I've been talking about Bluebird Cove in the newsletters that I create and have had such a large amount of feedback from subscribers that I have been convinced to do a blog so my virtual visitors can spend more time here at Bluebird Cove.
Many of you landing on this blog will know nothing about me or Bluebird Cove, and even those virtual friends I call subscribers, only know the story from whichever point you entered in. Therefore, I thought it best to begin at the beginning, especially since I feel strongly led to call this blog Bluebird Cove Chronicles.
To understand more about Bluebird Cove, you might want to know a bit of background on our lives and previous homes, so I'll briefly fill you in on how we evolved to this place.
When we lived in suburbia we never named our homes. We always had a lot of people coming and going for meetings, food coops, herbal classes, etc. but our place was only known as The Watkins House.
In the mid-80's I felt this intense longing for a place in the woods. Having vitiligo since 1976, I was "banned" from the sunshine of Alabama where we lived, so trees were fast becoming very close friends, and there wasn't a tree on our lot at the time. After years of prayer, we found a 1-1/2 acre lot in Prattville, Alabama, and built a home. I named it "The Refuge" and so it was for all of us.

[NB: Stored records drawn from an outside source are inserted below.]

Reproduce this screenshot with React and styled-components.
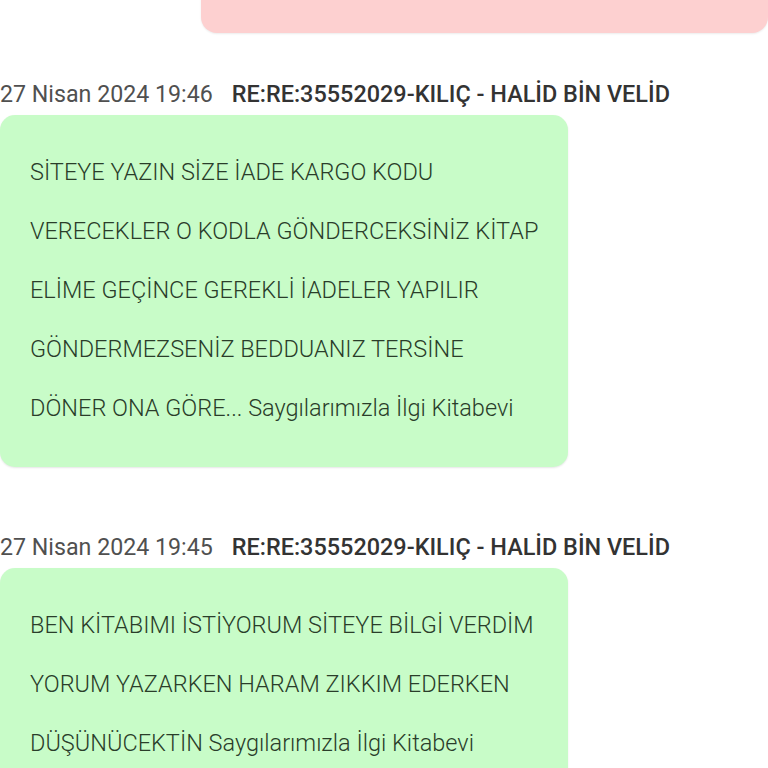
import React from "react";
import styled, { createGlobalStyle } from "styled-components";

const Global = createGlobalStyle`
  html, body { margin: 0; padding: 0; background: #ffffff; }
  body { font-family: Roboto, "Noto Sans", sans-serif; overflow: hidden; }
`;

const Page = styled.div`
  width: 768px;
  height: 768px;
  overflow: hidden;
  display: flex;
  flex-direction: column;
  & > * { flex-shrink: 0; }
`;

const SentBubble = styled.div`
  margin-left: 201px;
  margin-top: -40px;
  height: 73px;
  background: #fdd0d0;
  border-radius: 16px;
  box-shadow: 0 1px 2px rgba(0, 0, 0, 0.08);
`;

const Message = styled.section`
  display: flex;
  flex-direction: column;
  flex-shrink: 0;
  margin-top: ${(p) => p.$gap}px;
`;

const Header = styled.div`
  display: flex;
  align-items: baseline;
  gap: 19px;
  height: 28px;
  line-height: 28px;
  white-space: nowrap;
`;

const DateText = styled.span`
  font-size: 23.2px;
  color: #505050;
  font-weight: 400;
`;

const Subject = styled.span`
  font-size: 23.45px;
  color: #333333;
  font-weight: 500;
`;

const Bubble = styled.div`
  margin-top: 7px;
  width: 568px;
  box-sizing: border-box;
  background: #c8fcc8;
  border-radius: 15px;
  padding: 28px 30px 29px;
  box-shadow: 0 1px 2px rgba(0, 0, 0, 0.1);
`;

const Line = styled.p`
  margin: 0;
  height: 59px;
  line-height: 59px;
  font-size: 23.5px;
  color: #2a3d2a;
  font-weight: 300;
  white-space: nowrap;
`;

const messages = [
  {
    date: "27 Nisan 2024 19:46",
    subject: "RE:RE:35552029-KILIÇ - HALİD BİN VELİD",
    lines: [
      "SİTEYE YAZIN SİZE İADE KARGO KODU",
      "VERECEKLER O KODLA GÖNDERCEKSİNİZ KİTAP",
      "ELİME GEÇİNCE GEREKLİ İADELER YAPILIR",
      "GÖNDERMEZSENİZ BEDDUANIZ TERSİNE",
      "DÖNER ONA GÖRE... Saygılarımızla İlgi Kitabevi",
    ],
    gap: 47,
  },
  {
    date: "27 Nisan 2024 19:45",
    subject: "RE:RE:35552029-KILIÇ - HALİD BİN VELİD",
    lines: [
      "BEN KİTABIMI İSTİYORUM SİTEYE BİLGİ VERDİM",
      "YORUM YAZARKEN HARAM ZIKKIM EDERKEN",
      "DÜŞÜNÜCEKTİN Saygılarımızla İlgi Kitabevi",
    ],
    gap: 66,
  },
];

export default function App() {
  return (
    <Page>
      <Global />
      <SentBubble />
      {messages.map((m, i) => (
        <Message key={i} $gap={m.gap}>
          <Header>
            <DateText>{m.date}</DateText>
            <Subject>{m.subject}</Subject>
          </Header>
          <Bubble>
            {m.lines.map((l, j) => (
              <Line key={j}>{l}</Line>
            ))}
          </Bubble>
        </Message>
      ))}
    </Page>
  );
}
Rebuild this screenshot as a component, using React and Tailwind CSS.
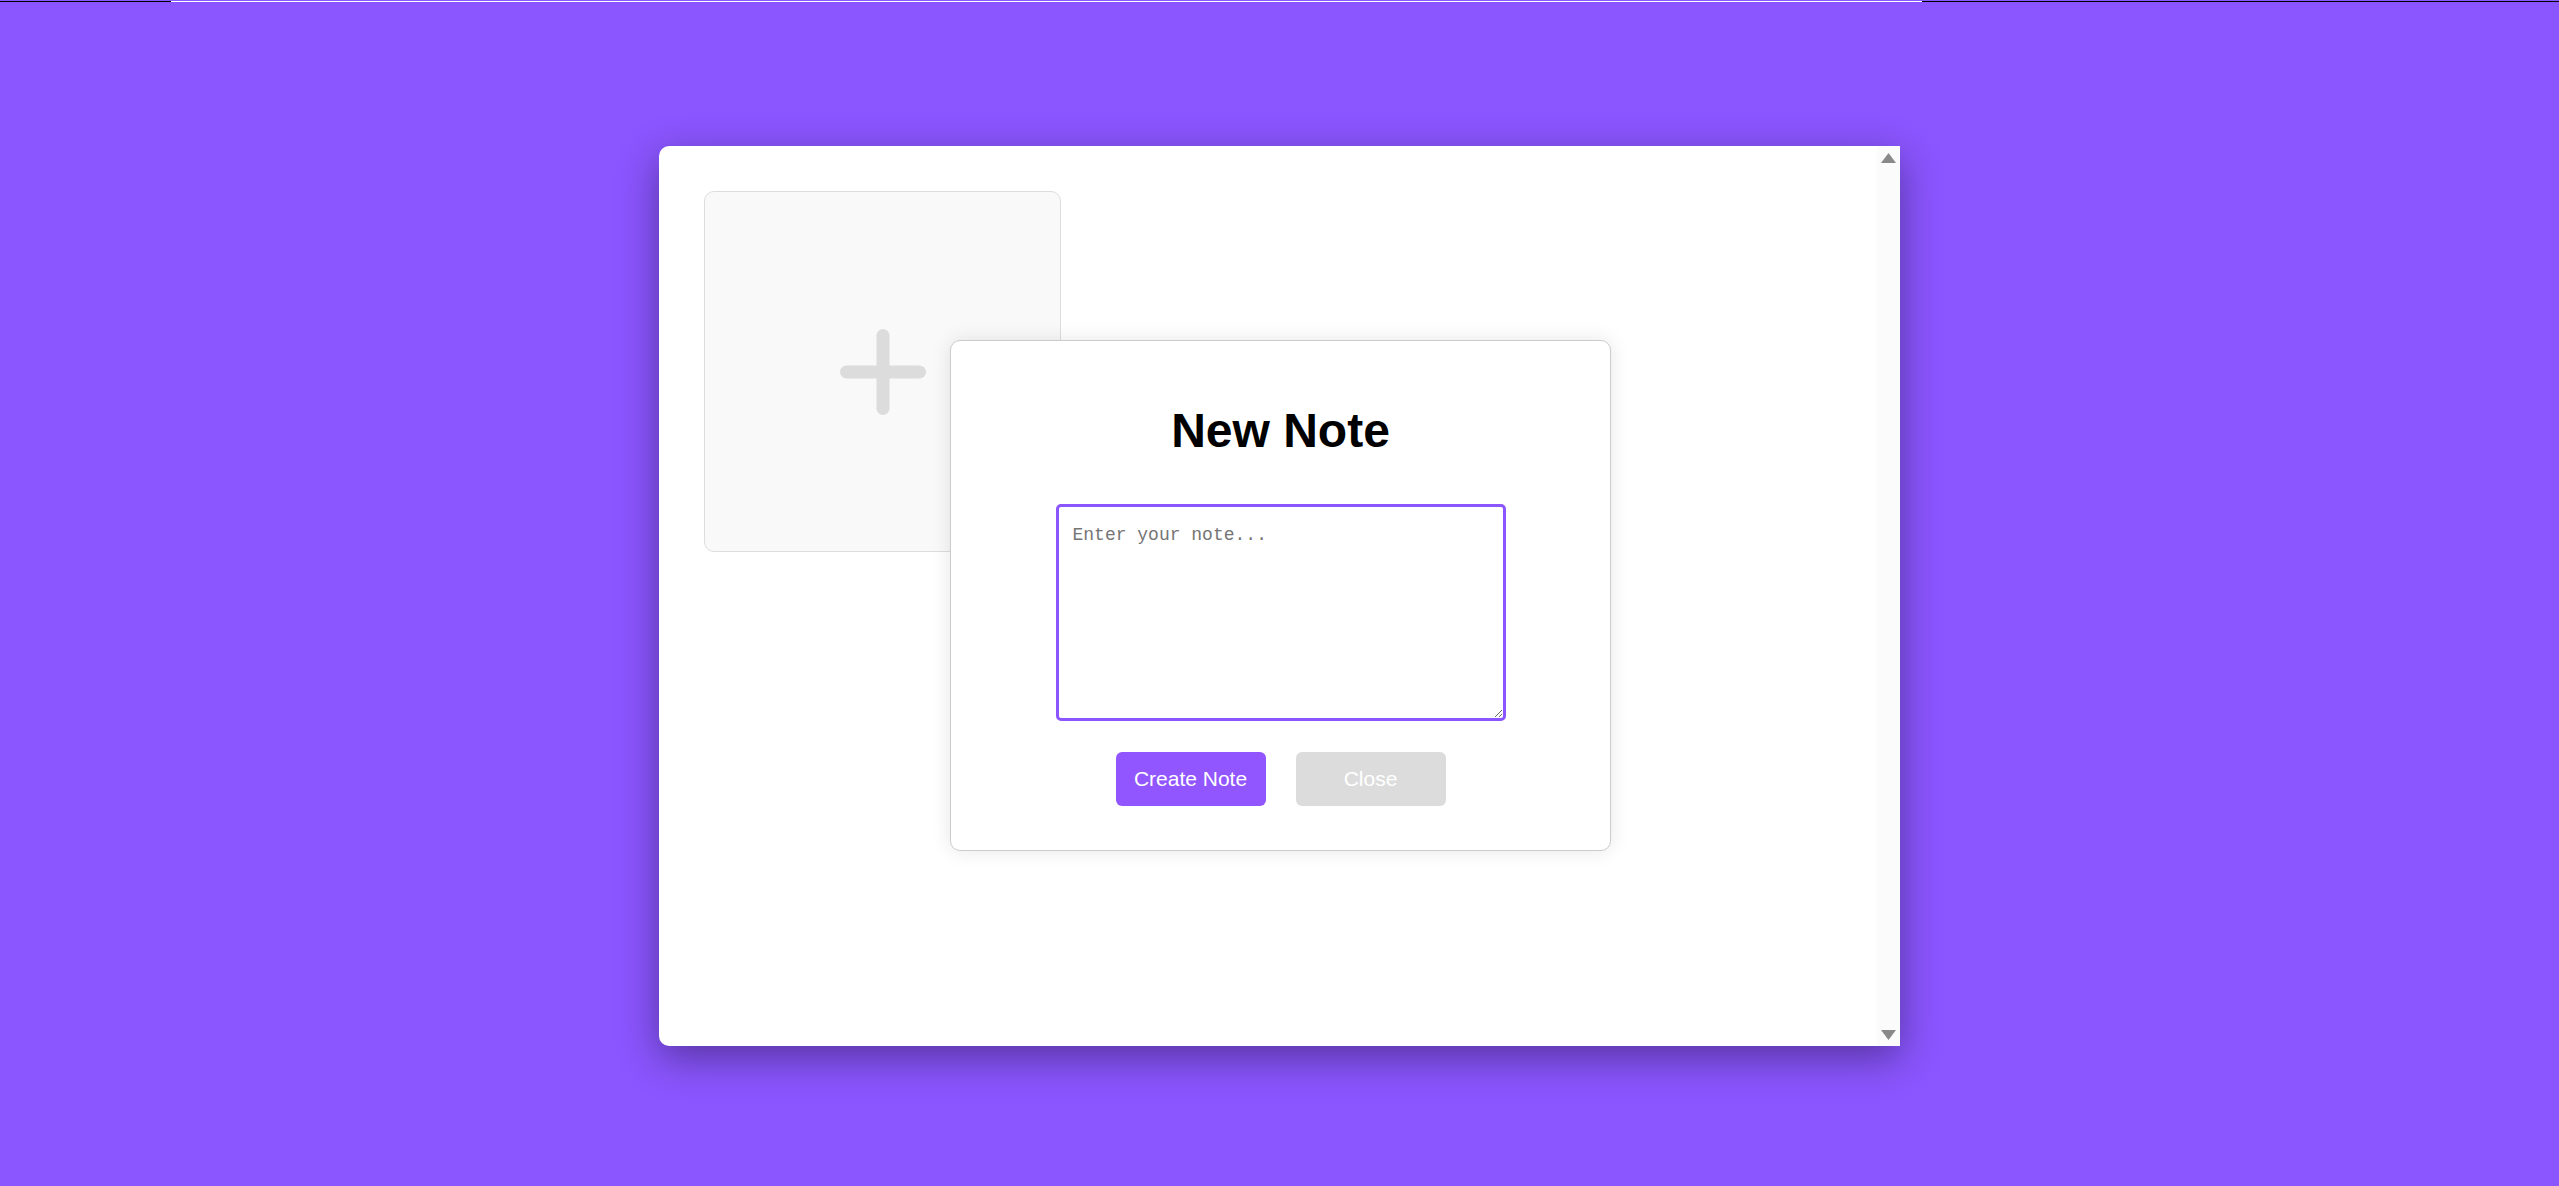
import React from "react";

// Notes board: one "add" tile, with the New Note dialog open over it.

const Plus = () => (
  <svg width="86" height="86" viewBox="0 0 86 86" fill="none">
    <line x1="6.5" y1="43" x2="79.5" y2="43" stroke="#dcdcdc" strokeWidth="13" strokeLinecap="round" />
    <line x1="43" y1="6.5" x2="43" y2="79.5" stroke="#dcdcdc" strokeWidth="13" strokeLinecap="round" />
  </svg>
);

const Arrow = ({ down }) => (
  <svg width="15" height="10" viewBox="0 0 15 10" className="block">
    {down ? <path d="M0 0 H15 L7.5 10 Z" fill="#898989" /> : <path d="M7.5 0 L15 10 H0 Z" fill="#898989" />}
  </svg>
);

const NewNoteDialog = () => (
  <div className="absolute left-[291px] top-[194px] w-[661px] h-[511px] bg-white border border-[#cccccc] rounded-[10px] shadow-[0_0_20px_rgba(0,0,0,0.1)] flex flex-col items-center pt-[62px]">
    <h1 className="text-[48px] leading-[55px] font-bold text-black font-['Liberation_Sans',Arial,sans-serif]">
      New Note
    </h1>
    <textarea
      placeholder="Enter your note..."
      className="mt-[46px] w-[450px] h-[217px] border-[3px] border-[#8b55ff] rounded-[5px] px-[14px] py-[15px] text-[18px] font-['Liberation_Mono',monospace] text-black placeholder:text-[#757575] outline-none resize"
    />
    <div className="mt-[31px] flex gap-[30px] font-['Liberation_Sans',Arial,sans-serif]">
      <button className="w-[150px] h-[54px] rounded-[6px] bg-[#9156ff] text-white text-[21px]">
        Create Note
      </button>
      <button className="w-[150px] h-[54px] rounded-[6px] bg-[#dcdcdc] text-white text-[21px]">
        Close
      </button>
    </div>
  </div>
);

export default function App() {
  return (
    <div className="min-h-[1186px] bg-[#8b55ff] overflow-hidden">
      <div className="mt-px h-px flex">
        <div className="w-[171px] bg-black" />
        <div className="flex-1 bg-white" />
        <div className="w-[637px] bg-black" />
      </div>
      <div className="pt-[144px] flex justify-center">
        <div className="relative w-[1241px] h-[900px] bg-white rounded-l-[10px] shadow-[0_12px_40px_rgba(0,0,0,0.38)] flex">
          <div className="flex-1 p-[45px]">
            <div className="w-[357px] h-[361px] bg-[#f9f9f9] border border-[#dddddd] rounded-[10px] flex items-center justify-center">
              <Plus />
            </div>
          </div>
          <div className="w-[23px] bg-[#fbfbfb] flex flex-col items-center justify-between pt-[7px] pb-[6px]">
            <Arrow />
            <Arrow down />
          </div>
          <NewNoteDialog />
        </div>
      </div>
    </div>
  );
}
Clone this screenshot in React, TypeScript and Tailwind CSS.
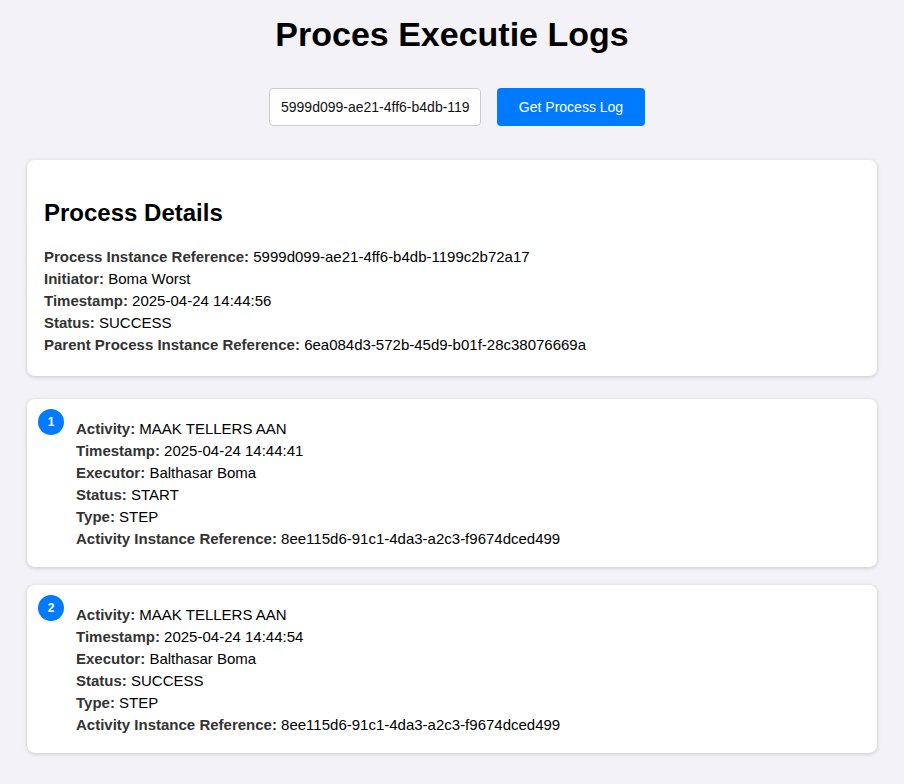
import { useState } from "react";

interface Step {
  activity: string;
  timestamp: string;
  executor: string;
  status: string;
  type: string;
  reference: string;
}

const steps: Step[] = [
  {
    activity: "MAAK TELLERS AAN",
    timestamp: "2025-04-24 14:44:41",
    executor: "Balthasar Boma",
    status: "START",
    type: "STEP",
    reference: "8ee115d6-91c1-4da3-a2c3-f9674dced499",
  },
  {
    activity: "MAAK TELLERS AAN",
    timestamp: "2025-04-24 14:44:54",
    executor: "Balthasar Boma",
    status: "SUCCESS",
    type: "STEP",
    reference: "8ee115d6-91c1-4da3-a2c3-f9674dced499",
  },
];

function Row({ label, value }: { label: string; value: string }) {
  return (
    <div className="leading-[22px]">
      <span className="font-bold text-[#333]">{label}:</span> {value}
    </div>
  );
}

export default function App() {
  const [ref, setRef] = useState("5999d099-ae21-4ff6-b4db-1199c2b72a17");

  return (
    <div className="min-h-screen bg-[#f3f3f7] px-[27px] pt-[14px] pb-6 text-[15px] text-black font-['Liberation_Sans',Arial,sans-serif]">
      <h1 className="text-center text-[34px] font-bold leading-[40px]">
        Proces Executie Logs
      </h1>

      <div className="mt-[34px] flex justify-center gap-4 pl-[10px]">
        <input
          value={ref}
          onChange={(e) => setRef(e.target.value)}
          className="h-[38px] w-[212px] rounded border border-[#ccc] bg-white px-[11px] text-[14px] text-[#111] outline-none"
        />
        <button className="h-[38px] w-[148px] rounded bg-[#007bff] text-[14px] text-white">
          Get Process Log
        </button>
      </div>

      <div className="mt-[34px] rounded-lg bg-white px-[17px] pt-[39px] pb-[20px] shadow-[0_1px_4px_rgba(0,0,0,0.18)]">
        <h2 className="text-[24px] font-bold leading-[28px]">Process Details</h2>
        <div className="mt-[19px]">
          <Row label="Process Instance Reference" value="5999d099-ae21-4ff6-b4db-1199c2b72a17" />
          <Row label="Initiator" value="Boma Worst" />
          <Row label="Timestamp" value="2025-04-24 14:44:56" />
          <Row label="Status" value="SUCCESS" />
          <Row label="Parent Process Instance Reference" value="6ea084d3-572b-45d9-b01f-28c38076669a" />
        </div>
      </div>

      <div className="mt-[23px] flex flex-col gap-[18px]">
        {steps.map((s, i) => (
          <div
            key={i}
            className="flex rounded-lg bg-white pl-[11px] pt-[10px] pb-[17px] shadow-[0_1px_4px_rgba(0,0,0,0.18)]"
          >
            <div className="flex h-[26px] w-[26px] shrink-0 items-center justify-center rounded-full bg-[#007bff] text-[12px] font-bold text-white">
              {i + 1}
            </div>
            <div className="ml-[12px] pt-[9px]">
              <Row label="Activity" value={s.activity} />
              <Row label="Timestamp" value={s.timestamp} />
              <Row label="Executor" value={s.executor} />
              <Row label="Status" value={s.status} />
              <Row label="Type" value={s.type} />
              <Row label="Activity Instance Reference" value={s.reference} />
            </div>
          </div>
        ))}
      </div>
    </div>
  );
}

It didn't take long to fall in love with birds, wildflowers, wildlife, butterflies and eventually insects, of which I had been terrified all my life. We found out about the National Wildlife Federation's Backyard Wildlife Habitat Program and got certified. A simple process of providing the four (4) necessary things wildlife needs: food, water, cover and a place to nest and reproduce.
Life seemed to have it all. In the midst of many personal, family, health and business issues that occurred the eleven (11) years we lived there, it was truly "the refuge" God had provided for me to know He was there beside us no matter what the circumstances of the days and years seemed to say.
We lived in Montgomery, Alabama, because of a job transfer from Albany, Georgia. I was raised in Pennsylvania and Randal was raised in Oklahoma. We met in Atlanta while we both worked for IBM. Me, the girl who would never marry, and Randal the guy who had been praying for whoever his wife might be since his teen years. Our first date was in November 1976 and we were married in Pennsylvania on April 9, 1977. After our honeymoon in Quebec City, we lived in Oklahoma City for four (4) years until we made a requested medical transfer to Albany, Georgia, hoping that the asthma and environmental illness (now called Multiple Chemical Sensitivity) would improve since that's where I lived before we were married.
I didn't know back then that stress and emotions have more to do with health than most of us realize, but we had found some relief from herbs and supplements in the health issues we had and decided to stick with "natural" after the doctors had given up on me. Little did I know that choice would not only allow me to be an at-home mom, but would provide the ability for both of us to make our living at something we had a passion about, and allow us to design our work around our current lifestyle needs.
Helping others to learn more about natural health choices in the 80's was not at all common as it is today. In a world that provided little information on herbs and how to use them, we felt like pioneers.
Living in the woods and working to improve my health while improving our habitat was a delight and held the reward of knowing more about God by seeing Him in His Creation day to day. The incredible wonders of each and every bird, plant, insect and animal, told us that God is very much into details and that things that seem to look bad on the surface, may not be so in reality.